Transfer the Funds into the Beneficiary’s Roth IRA
The Secure Act 2.0 is bringing a significant change to what can be done with unused 529 funds, and this change opens the door to a new financial planning strategy that can benefit a child’s financial future. Beginning in 2024, up to $35,000 of the funds in 529 plans that have been open for at least fifteen years can be transferred to the beneficiary’s Roth IRA, regardless of the usual income caps for Roth IRAs. Several guidelines dictate the circumstances of this transfer. First, the beneficiary will still be bound by the yearly maximum contribution limit for IRAs ($6,500 per year in 2023). Additionally, the beneficiary must have earned income that matches or exceeds the amount of 529 funds that will be transferred in a given year. The funds must also have been in the account for at least five years, meaning that the most recent contributions may be ineligible.

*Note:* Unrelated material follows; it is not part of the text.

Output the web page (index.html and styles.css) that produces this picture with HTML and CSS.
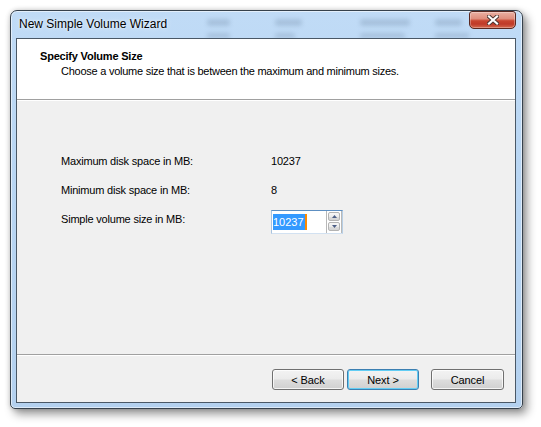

Despite the regulations, this new rule significantly expands the eligible uses for leftover 529 funds. It means that some or all of your unused college savings can continue to grow tax-free and jump-start the beneficiary’s retirement savings. This could be a huge boon for parents looking to help their children start saving for retirement early in life to give their money as much time as possible to grow and compound.
Choose a New Beneficiary
You can transfer leftover funds in a 529 plan to another qualifying family member, such as a spouse, child, son- or daughter-in-law, niece, or nephew, without tax consequences or penalties. This is useful for families with multiple children born several years apart who will likely attend college at different times, someone whose spouse may want to pursue a graduate degree or go back to college later in life, or those who want to help other family members with educational expenses. Keep in mind that qualifying educational expenses are not limited to college expenses such as tuition, fees, room and board, and textbooks. In many states’ 529 plans, funds can also pay for private K–12 education expenses, vocational or trade school, registered apprenticeship programs, and up to $10,000 of a beneficiary’s student loans. You can also transfer the 529 plan to a grandchild, but this can incur a generation-skipping transfer tax if the new beneficiary is two or more generations removed from the current beneficiary.
Conclusion
No matter how much you are able to save in a 529 plan or what you choose to do with any excess funds, saving for education can be a wonderful way to improve your family’s legacy and set up yourself and your family for financial success. The financial professionals at Business & Financial Strategies can help you set up a 529 plan for yourself or your family members. They would love to meet with you for a twenty- to thirty-minute in-person or virtual initial conversation about your financial situation and goals, during which they can provide personalized guidance toward achieving your college savings goals and other financial milestones. If you already have a 529 plan, they can help you fine-tune your saving and investing strategies and present options you may not have considered. Additionally, they can help you decide what to do with leftover 529 funds and how to make that money best serve you and your family. Business & Financial Strategies has offices in the Iowa City/Coralville area and in Fairfield, Iowa, and they serve clients all over the United States. To learn more, call 319-358-7700 or visit www.BFSFinanicalPlanning.com to schedule a complimentary initial conversation.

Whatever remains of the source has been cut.